There are lots of choices for fitting generalized linear mixed effects models within R, but if you want to include smooth functions of covariates, the choices are limited. One option is to fit the model using `gamm()`

from the **mgcv** 📦 or `gamm4()`

from the **gamm4** 📦, which use `lme()`

(**nlme** 📦) or one of `lmer()`

or `glmer()`

(**lme4** 📦) under the hood respectively. The problem with doing things that way is that you get PQL fitting for non-Gaussian models (😱) and the range of families for handling non-Gaussian responses is quite limited, especially compared with the extended families now available with `gam()`

. **brms** 📦 is a good option if you don’t want to do everything by hand, but the MCMC can be slow. Instead, we could use the equivalence between smooths and random effects and use `gam()`

or `bam()`

from **mgcv**. In this post I’ll show you how to do just that.

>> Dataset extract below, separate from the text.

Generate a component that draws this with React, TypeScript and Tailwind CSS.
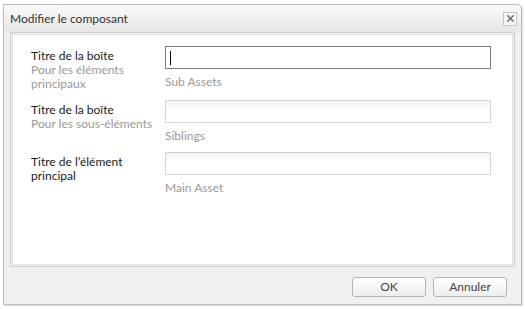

## Smooths as random effects

The sorts of smooths we fit in **mgcv** are (typically) penalized smooths; we choose to use some number of basis functions \(k\), which sets an upper limit on the complexity — wiggliness — of the smooth, and then we estimate parameters for the model by maximizing a penalized log-likelihood. The log-likelihood of the model is a measure of the fit (or lack there of), while the penalty helps us avoid fitting overly complex smooths.

In the sorts of models that can be fitted in **mgcv**, the penalty is a function of the model coefficients, \(\boldsymbol{\beta}\), and a penalty matrix^{1}, which we write as \(\boldsymbol{S}\). The penalty then is \(\boldsymbol{\beta}^{\mathsf{T}} \mathbf{S} \boldsymbol{\beta}\). The penalty matrix measures the wiggliness of each basis function (on the diagonal), and how the wiggliness of one basis function affects the wiggliness of another (the off diagonals). Just as the \(\boldsymbol{\beta}\) scale the individual basis functions, they also scale penalty values in the penalty matrix; if you were to choose large weights for the most wiggly basis functions, the overall penalty \(\boldsymbol{\beta}^{\mathsf{T}} \mathbf{S} \boldsymbol{\beta}\) would increase by a lot more than if we used smaller weights for those really wiggly functions.

The penalty then acts to shrink the estimates of \(\boldsymbol{\beta}\) away from the values they would take if we weren’t doing a penalized fit and were instead fixing the wiggliness of the smooth at the maximum value dictated by \(k\). Put another way, the penalty shrinks the estimates for \(\boldsymbol{\beta}\) towards zero.

Random effects also involve shrinkage. With a random effect we’re trying to model subject specific effects (subject-specific intercepts, or subject-specific “slopes” of covariates) without having to explicitly estimate a fixed effect parameter for each subject’s intercept or covariate effect. Instead we think of the subject-specific intercepts or “slopes” as coming from distribution, typically a Gaussian distribution, with mean 0 and some variance that is to be estimated. The larger this random effect variance, the greater the variation among subject-specific intercepts, “slopes” etc. The smaller the random effect variance, the closer to zero the estimated effects are pulled. As a result, random effects shrink to, varying degrees, the estimated subject-specific effects, and how much they do that is related to the random effect variance.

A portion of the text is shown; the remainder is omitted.